The prophet Isaiah gives us a vision of hope and he tries to paint a picture for us of a great promised day when God would step into history to heal it and to restore it.
He shall judge between the nations,
and shall arbitrate for many peoples;
they shall beat their swords into plowshares,
and their spears into pruning hooks;
nation shall not lift up sword against nation,
neither shall they learn war any more. Isaiah 2:4
While these words are emblazoned on the United Nation building in New York, they are more than about cease fires in the middle east and nuclear containment. This is a vision of a world put back together and restored to pre-fall status.
Isaiah is pointing to the day when God steps into this broken world to heal it. Restorative justice will triumph. Truth will prevail, wrongs will be made right and God will stand up for all of the kicked down and trampled upon of all history. And on this great day—peace, shalom will win the day. On this day weapons of death and human destruction will be transformed into tools to be used for human life and flourishing. This day will be a day where humanity will forget how to harm each other.
When we purchased our home, the owner left several antiques and I would take pictures of them and send them to my brother, who is an antique dealer, and ask, “What is this and what was it used for?”
Isaiah is telling us that there is coming a day when we are going to come across a bomb, or a drone, or AR-15 and ask God, “What is this and what was it used for?”
Many peoples shall come and say,
“Come, let us go up to the mountain of the Lord,
to the house of the God of Jacob;
that he may teach us his ways
and that we may walk in his paths.” Isaiah 2:3
This is describing a gathering of folks from every tribe, color, and language that would otherwise never associate with one another, but who are worshipping God. So, if associating with people of color is awkward for you, you are going to find heaven an uncomfortable place. At the center of this gathering is this vision of a mountain.
In days to come
the mountain of the Lord’s house
shall be established as the highest of the mountains,
and shall be raised above the hills;
all the nations shall stream to it. Isaiah 2:2
Now, mount Zion in Israel is not that tall, as mountains go. The point here is that where God’s house or Temple is a transcendent place.

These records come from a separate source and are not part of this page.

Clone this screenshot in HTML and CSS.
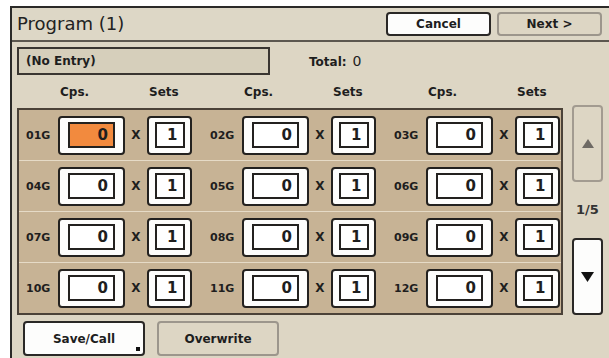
FILE: index.html
```html
<!DOCTYPE html>
<html>
<head>
<meta charset="utf-8">
<link rel="stylesheet" href="styles.css">
</head>
<body>
<div class="screen">
  <div class="header">
    <div class="title">Program (1)</div>
    <div class="hbtns">
      <button class="btn btn-white hbtn">Cancel</button>
      <button class="btn btn-flat hbtn">Next &gt;</button>
    </div>
  </div>
  <div class="info">
    <div class="entry">(No Entry)</div>
    <div class="total"><b>Total:</b> <span class="tval">0</span></div>
  </div>
  <div class="main">
    <div class="left">
      <div class="colheads">
        <div class="group">
          <span class="lbl"></span><span class="ch cps">Cps.</span><span class="xs"></span><span class="ch sets">Sets</span>
        </div>
        <div class="group">
          <span class="lbl"></span><span class="ch cps">Cps.</span><span class="xs"></span><span class="ch sets">Sets</span>
        </div>
        <div class="group">
          <span class="lbl"></span><span class="ch cps">Cps.</span><span class="xs"></span><span class="ch sets">Sets</span>
        </div>
      </div>
      <div class="grid">
        <div class="row">
          <div class="group"><span class="lbl">01G</span><div class="field cpsf"><div class="inner sel">0</div></div><span class="xs">X</span><div class="field setf"><div class="inner">1</div></div></div>
          <div class="group"><span class="lbl">02G</span><div class="field cpsf"><div class="inner">0</div></div><span class="xs">X</span><div class="field setf"><div class="inner">1</div></div></div>
          <div class="group"><span class="lbl">03G</span><div class="field cpsf"><div class="inner">0</div></div><span class="xs">X</span><div class="field setf"><div class="inner">1</div></div></div>
        </div>
        <div class="row">
          <div class="group"><span class="lbl">04G</span><div class="field cpsf"><div class="inner">0</div></div><span class="xs">X</span><div class="field setf"><div class="inner">1</div></div></div>
          <div class="group"><span class="lbl">05G</span><div class="field cpsf"><div class="inner">0</div></div><span class="xs">X</span><div class="field setf"><div class="inner">1</div></div></div>
          <div class="group"><span class="lbl">06G</span><div class="field cpsf"><div class="inner">0</div></div><span class="xs">X</span><div class="field setf"><div class="inner">1</div></div></div>
        </div>
        <div class="row">
          <div class="group"><span class="lbl">07G</span><div class="field cpsf"><div class="inner">0</div></div><span class="xs">X</span><div class="field setf"><div class="inner">1</div></div></div>
          <div class="group"><span class="lbl">08G</span><div class="field cpsf"><div class="inner">0</div></div><span class="xs">X</span><div class="field setf"><div class="inner">1</div></div></div>
          <div class="group"><span class="lbl">09G</span><div class="field cpsf"><div class="inner">0</div></div><span class="xs">X</span><div class="field setf"><div class="inner">1</div></div></div>
        </div>
        <div class="row">
          <div class="group"><span class="lbl">10G</span><div class="field cpsf"><div class="inner">0</div></div><span class="xs">X</span><div class="field setf"><div class="inner">1</div></div></div>
          <div class="group"><span class="lbl">11G</span><div class="field cpsf"><div class="inner">0</div></div><span class="xs">X</span><div class="field setf"><div class="inner">1</div></div></div>
          <div class="group"><span class="lbl">12G</span><div class="field cpsf"><div class="inner">0</div></div><span class="xs">X</span><div class="field setf"><div class="inner">1</div></div></div>
        </div>
      </div>
    </div>
    <div class="scroll">
      <button class="sbtn sbtn-off"><svg width="12" height="9" viewBox="0 0 12 9"><polygon points="6,0 12,9 0,9" fill="#6e6a64"/></svg></button>
      <div class="page">1/5</div>
      <button class="sbtn sbtn-on"><svg width="13" height="10" viewBox="0 0 13 10"><polygon points="0,0 13,0 6.5,10" fill="#111"/></svg></button>
    </div>
  </div>
  <div class="footer">
    <button class="btn btn-white fbtn">Save/Call<span class="dot"></span></button>
    <button class="btn btn-flat fbtn">Overwrite</button>
  </div>
</div>
</body>
</html>
```

FILE: styles.css
```css
* { box-sizing: border-box; }
html, body { margin: 0; padding: 0; background: #ffffff; overflow: hidden; }
body { width: 609px; height: 358px; font-family: "DejaVu Sans", sans-serif; color: #1e1e1e; }

.screen {
  margin: 6px 0 0 10px;
  width: 599px;
  height: 360px;
  border-top: 2px solid #2b2a28;
  border-left: 2px solid #2b2a28;
  background: #ddd6c4;
  display: flex;
  flex-direction: column;
}

.header {
  height: 34px;
  border-bottom: 2px solid #5c574f;
  background: #ddd7c6;
  display: flex;
  align-items: flex-start;
  justify-content: space-between;
  padding: 0 7px 0 5px;
}
.title { font-size: 18px; line-height: 32px; color: #222; }
.hbtns { display: flex; gap: 6px; padding-top: 4px; }

.btn {
  font-family: "DejaVu Sans", sans-serif;
  font-weight: bold;
  font-size: 12px;
  color: #1e1e1e;
  border-radius: 4px;
  padding: 0;
  position: relative;
}
.btn-white { background: #fdfdfc; border: 2px solid #2a2826; }
.btn-flat { background: #ddd6c4; border: 2px solid #9c968c; }
.hbtn { width: 105px; height: 24px; }

.info { display: flex; align-items: center; margin-top: 5px; padding-left: 5px; height: 28px; }
.entry {
  width: 253px; height: 28px;
  border: 2px solid #3a3631;
  background: #d6cfbb;
  font-size: 12px; font-weight: bold;
  line-height: 24px; padding-left: 7px;
}
.total { margin-left: 39px; font-size: 12px; }
.tval { font-size: 14px; margin-left: 2px; }

.main { display: flex; margin-top: 9px; }
.left { padding-left: 5px; }
.colheads { display: flex; gap: 18px; padding-left: 9px; height: 24px; }
.colheads .group { height: 16px; }
.ch { font-size: 12px; font-weight: bold; line-height: 16px; padding-left: 2px; }

.group { display: flex; align-items: center; width: 166px; flex: none; }
.lbl { width: 32px; font-size: 11px; font-weight: bold; flex: none; }
.cps { width: 67px; flex: none; }
.sets { width: 45px; flex: none; }
.xs { width: 22px; text-align: center; font-size: 12px; font-weight: bold; flex: none; }

.grid {
  width: 546px;
  border: 2px solid #4b4238;
  background: #c7b395;
  display: flex;
  flex-direction: column;
}
.row {
  height: 51px;
  display: flex;
  gap: 18px;
  align-items: center;
  padding-left: 7px;
  border-top: 1px solid #e6dbc7;
}
.row:first-child { border-top: none; height: 50px; }

.field {
  height: 39px;
  background: #fdfdfc;
  border: 2px solid #23211f;
  border-radius: 4px;
  display: flex;
  align-items: center;
  justify-content: center;
  flex: none;
}
.cpsf { width: 67px; }
.setf { width: 45px; }
.inner {
  height: 26px;
  border: 2px solid #23211f;
  background: #ffffff;
  font-size: 15px;
  font-weight: bold;
  line-height: 22px;
  text-align: right;
  padding-right: 5px;
}
.cpsf .inner { width: 47px; }
.setf .inner { width: 30px; }
.inner.sel { background: #f28a3e; }

.scroll { margin-left: 9px; padding-top: 21px; display: flex; flex-direction: column; align-items: center; width: 31px; }
.sbtn {
  width: 31px; height: 77px;
  border-radius: 4px;
  padding: 0;
  display: flex; align-items: center; justify-content: center;
}
.sbtn-off { background: #ddd6c4; border: 2px solid #a29b90; }
.sbtn-on { background: #fdfdfc; border: 2px solid #2a2826; height: 77px; }
.page { height: 56px; line-height: 56px; font-size: 13px; font-weight: bold; color: #333; }

.footer { display: flex; gap: 12px; padding-left: 11px; margin-top: 6px; }
.fbtn { width: 122px; height: 35px; }
.dot { position: absolute; right: 3px; bottom: 3px; width: 4px; height: 4px; background: #111; }
```
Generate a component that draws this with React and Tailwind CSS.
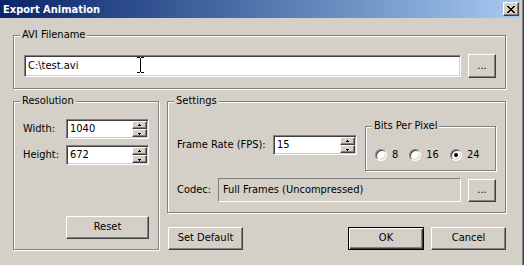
const raised =
  "border border-t-white border-l-white border-r-[#404040] border-b-[#404040] shadow-[inset_-1px_-1px_0_#808080] bg-[#d4d0c8]";
const sunken =
  "border border-t-[#808080] border-l-[#808080] border-r-white border-b-white shadow-[inset_1px_1px_0_#404040,inset_-1px_-1px_0_#d4d0c8]";

const Button = ({ className = "", isDefault, children }) => (
  <div
    className={`flex items-center justify-center ${
      isDefault
        ? "border border-black bg-[#d4d0c8] shadow-[inset_1px_1px_0_#fff,inset_-1px_-1px_0_#404040,inset_-2px_-2px_0_#808080]"
        : raised
    } ${className}`}
  >
    {children}
  </div>
);

const Group = ({ label, className = "", children }) => (
  <div
    className={`relative border border-[#808080] shadow-[inset_1px_1px_0_#fff,1px_1px_0_#fff] ${className}`}
  >
    <span className="absolute left-[6px] top-[-8px] px-[2px] bg-[#d4d0c8] leading-[13px]">
      {label}
    </span>
    {children}
  </div>
);

const Arrow = ({ up }) => (
  <svg width="5" height="3" viewBox="0 0 5 3" shapeRendering="crispEdges">
    <path
      d={up ? "M2 0h1v1h-1z M1 1h3v1h-3z" : "M1 1h3v1h-3z M2 2h1v1h-1z"}
      fill="#000"
    />
  </svg>
);

const Spinner = ({ value, className = "" }) => (
  <div className={`flex bg-white ${sunken} ${className}`}>
    <div className="flex-1 flex items-center pl-[3px]">{value}</div>
    <div className="flex flex-col w-[15px] my-[1px] mr-[1px]">
      <div className={`flex-1 flex items-center justify-center ${raised}`}>
        <Arrow up />
      </div>
      <div className={`flex-1 flex items-center justify-center ${raised}`}>
        <Arrow />
      </div>
    </div>
  </div>
);

const Radio = ({ label, checked }) => (
  <div className="flex items-center gap-[5px]">
    <div className="w-[12px] h-[12px] rounded-full bg-white border border-t-[#808080] border-l-[#808080] border-r-white border-b-white shadow-[inset_1px_1px_0_#404040,inset_-1px_-1px_0_#d4d0c8] flex items-center justify-center">
      {checked && <div className="w-[4px] h-[4px] rounded-full bg-black" />}
    </div>
    <span>{label}</span>
  </div>
);

const CloseGlyph = () => (
  <svg width="8" height="7" viewBox="0 0 8 7" shapeRendering="crispEdges">
    <path
      d="M0 0h2v1h-2z M6 0h2v1h-2z M1 1h2v1h-2z M5 1h2v1h-2z M2 2h4v1h-4z M3 3h2v1h-2z M2 4h4v1h-4z M1 5h2v1h-2z M5 5h2v1h-2z M0 6h2v1h-2z M6 6h2v1h-2z"
      fill="#000"
    />
  </svg>
);

const IBeam = () => (
  <svg
    className="absolute left-[112px] top-[1px]"
    width="7"
    height="16"
    viewBox="0 0 7 16"
    shapeRendering="crispEdges"
  >
    <path d="M0 0h3v1h1v-1h3v1h-3v14h3v1h-3v-1h-1v1h-3v-1h3v-14h-3z" fill="#000" />
  </svg>
);

export default function App() {
  return (
    <div className="w-[524px] h-[265px] flex bg-[#d4d0c8] overflow-hidden text-[11px] text-black font-['DejaVu_Sans_Condensed','Liberation_Sans',sans-serif]">
      <div className="w-[520px] h-full">
        {/* title bar */}
        <div className="h-[18px] flex items-center justify-between pl-[3px] pr-[1px] bg-linear-to-r from-[#0a246a] to-[#a6caf0]">
          <span className="text-white font-bold leading-none">Export Animation</span>
          <div className={`w-[16px] h-[14px] flex items-center justify-center ${raised}`}>
            <CloseGlyph />
          </div>
        </div>

        <div className="pl-[13px] pt-[17px]">
          <Group label="AVI Filename" className="w-[493px] h-[54px] pl-[10px] pt-[18px]">
            <div className="flex items-start gap-[7px]">
              <div className={`relative mt-[1px] w-[437px] h-[22px] bg-white flex items-center pl-[3px] ${sunken}`}>
                C:\test.avi
                <IBeam />
              </div>
              <Button className="w-[28px] h-[24px]">...</Button>
            </div>
          </Group>

          <div className="flex gap-[8px] mt-[12px]">
            <Group label="Resolution" className="w-[146px] h-[149px] pl-[9px] pt-[17px]">
              <div className="flex flex-col gap-[6px]">
                <div className="flex items-center">
                  <span className="w-[43px]">Width:</span>
                  <Spinner value="1040" className="w-[83px] h-[20px]" />
                </div>
                <div className="flex items-center">
                  <span className="w-[43px]">Height:</span>
                  <Spinner value="672" className="w-[83px] h-[20px]" />
                </div>
              </div>
              <Button className="ml-[43px] mt-[51px] w-[83px] h-[23px]">Reset</Button>
            </Group>

            <div className="flex flex-col w-[339px]">
              <Group label="Settings" className="h-[112px] pl-[9px]">
                <div className="flex items-start">
                  <div className="flex items-center mt-[33px]">
                    <span className="w-[96px]">Frame Rate (FPS):</span>
                    <Spinner value="15" className="w-[84px] h-[20px]" />
                  </div>
                  <Group label="Bits Per Pixel" className="ml-[8px] mt-[24px] w-[131px] h-[45px] pl-[9px] pt-[20px]">
                    <div className="flex items-center gap-[11px]">
                      <Radio label="8" />
                      <Radio label="16" />
                      <Radio label="24" checked />
                    </div>
                  </Group>
                </div>
                <div className="flex items-center mt-[7px]">
                  <span className="w-[41px]">Codec:</span>
                  <div className="w-[243px] h-[24px] flex items-center pl-[4px] border border-t-[#808080] border-l-[#808080] border-r-white border-b-white">
                    Full Frames (Uncompressed)
                  </div>
                  <Button className="ml-[7px] w-[28px] h-[23px]">...</Button>
                </div>
              </Group>

              <div className="flex items-center mt-[14px]">
                <Button className="ml-[1px] w-[75px] h-[23px]">Set Default</Button>
                <div className="ml-auto flex gap-[7px]">
                  <Button isDefault className="w-[76px] h-[23px]">OK</Button>
                  <Button className="w-[75px] h-[23px]">Cancel</Button>
                </div>
              </div>
            </div>
          </div>
        </div>
      </div>
      {/* right window frame */}
      <div className="w-[4px] h-full bg-[#d4d0c8] border-r border-r-[#404040] shadow-[inset_-1px_0_0_#808080]" />
    </div>
  );
}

Some sights have taken my breath away—appetizers of transcendence. Like the first glimpse of my wife in her white wedding gown as she walked down the aisle of the church. Like the sight of my first son squirming, screaming, chin quivering and arms flailing as the nurse wiped gunk off his nearly ten-pound body. Like the first time I saw the Grand Tetons and averted my eyes because it was as if I were looking at the very face of God.
The way the Jews thought of the Temple is that it was a thin place where God’s dimension of reality and mankind’s dimension of reality overlapped and interlocked. It’s where flawed people like you and I could be in God’s perfect presence. It’s where God’s presence was available to sinners like us.
Isaiah is promising that there will come a day when all kinds of people from all over the world will be gathered together in God’s presence. A world-wide family connected to each other and connected to their creator in this thin place.
The Christian story, properly understood and practiced, ought to make us hope-bringers and peacemakers in a fallen world starving for both. Christian hope is a vision of tomorrow that gives us direction, energy, and strength for today.
5 O house of (O people of God),
come, let us walk
in the light of the Lord!
We live, serve, create, educate, work, love, forgive, make peace, and study now with sturdy hope because we have our eye on this great promise of tomorrow. We know where God is taking us, so we walk in the light of that great tomorrow—today.
The late Lewis Smedes reminds us, “Keep hope alive, and hope will keep you alive.”
Jesus is that blessed hope. That’s where all your hopes and fears belong.